How much patient variability is best for a clinical trial?

We know that with respect to a continuous outcome variable Y, the variation over patients that one seeks in, say, a two-treatment parallel group randomized trial is a minimum. That way the standard deviation of Y is smaller, and from a purely statistical standpoint one gains power from smaller SDs. For binary Y, one wants to maximize the variance because this is achieved at an incidence of 0.5 for the event, and we want lots of events in studies. What about baseline covariates X? We know that to estimate slopes, power and precision are optimized when X has the largest possible dispersion. When X is an adjustment variable and not the main variable (treatment), things are not as clear.

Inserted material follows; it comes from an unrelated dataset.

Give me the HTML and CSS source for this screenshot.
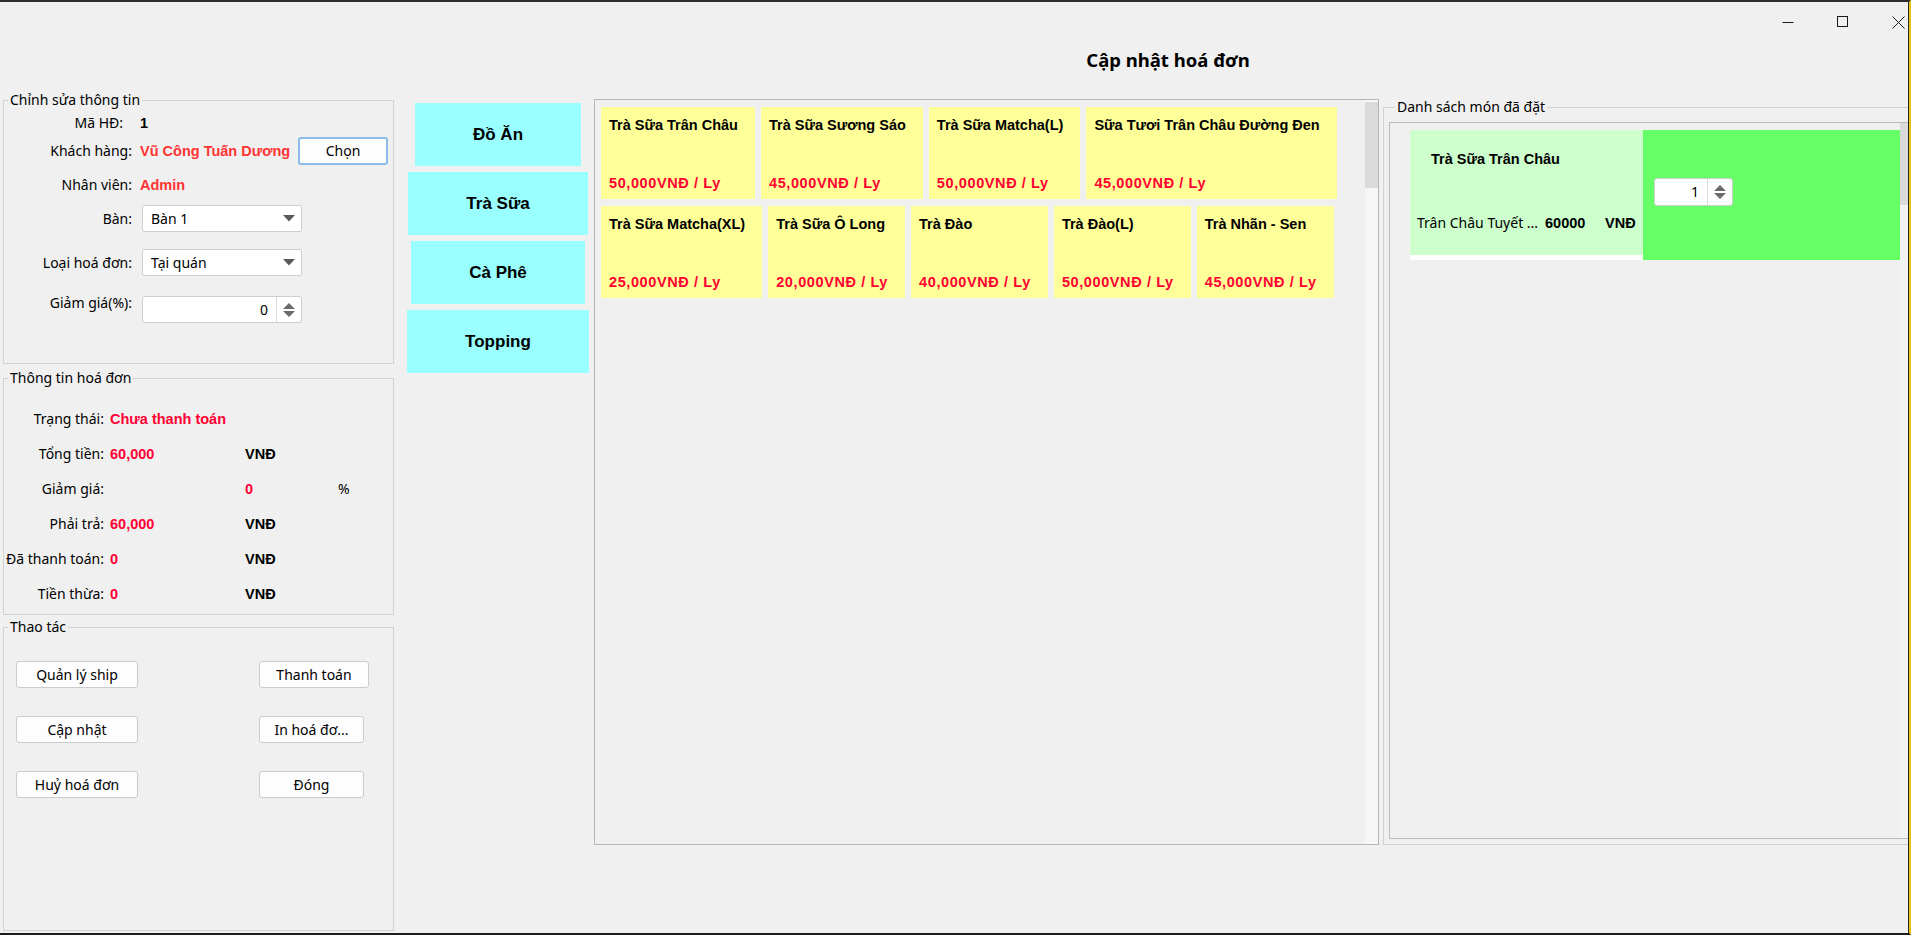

FDA has a guidance on enrichment strategies here. It has the following statements:

Sponsors of investigational drug products use a variety of strategies to enrich the study population by selecting a subset of patients in which the potential effect of a drug can more readily be demonstrated. Three broad categories of enrichment strategies as listed below are addressed in this guidance: (1) Strategies to decrease variability — These include choosing patients with baseline measurements of a disease or a biomarker characterizing the disease in a narrow range (decreased interpatient variability) and excluding patients whose disease or symptoms improve spontaneously or whose measurements are highly variable (decreased intrapatient variability). The decreased variability provided by these strategies would increase study power (see section III., Decreasing Variability). …

Is this guidance accurate in general? The only way that it makes sense to me in the no-interaction case is for the strange situation in which you have strong predictors X with high variance, but you do not want to adjust for them in ANCOVA. If X has large dispersion and you adjust for X as a covariate, the residual variance in Y, which is the variance that is important, will be as small as the variance of Y from a “pure” sample with all X values equal to some constant.

The guidance seems to pertain only to the case where there is an X \times treatment interaction that is known to exist in advance (these are fairly rare in practice). In that case you might enrich trial enrollment to an interval of X where the treatment effect is larger. (Even in this case one might learn more from doing probability sampling where patients in the X space where treatment effect is strongly suspected to be larger are enrolled with probability 1, and the probability of selection decreases as X moves farther from that region.)


Great post. Oncology is one of the fields where we truly have very strong X × treatment interactions in some cases. For example, presence of EGFR driver mutations in non-small cell lung cancer or BCR-ABL1 fusions in chronic myeloid leukemia. It is a good idea to enrich for those in trials.

Even in oncology, however, most such relationships are weaker and more complicated. Example: the expression of PD-L1 by immunohistochemistry in tumors cells in trials of immune checkpoint inhibitors. It is debatable whether and how one should enrich for this PD-L1 expression.

Question for @f2harrell: would you consider time to event outcomes as similar to continuous variables Y where smaller variations increase power and precision?


A good question. Only when the fraction of patients suffering an event is very large (say > 0.5) does a time-to-event outcome act like a continuous variable. In the usual situation with lots of censoring, it behaves more like a binary Y. There power increases with number of events, and studies are frequently enriched with high-risk patients.


If you know treatment efficacy and safety does not interact with patient characteristics, then it doesn’t make much sense to ensure participants are diverse. Problem is, you can only believe unless you really test it.

As a physician, I prefer to prescribe medication to children, pregnant women etc when the medication was actually tested in those groups. Unfortunately, we frequently don’t have such evidence, and whence we depend on extrapolation, observational data (with regard to pregnancy safety) and some luck.

i thought ethics was the argument for enrichment. otherwise the public may misconstrue the above justification as an attempt to “rig clinical trials”, especially if they have read eg marcia angell who i think spoke about run-in periods etc

Great post. Educational as always.

What if X is not perfectly measured?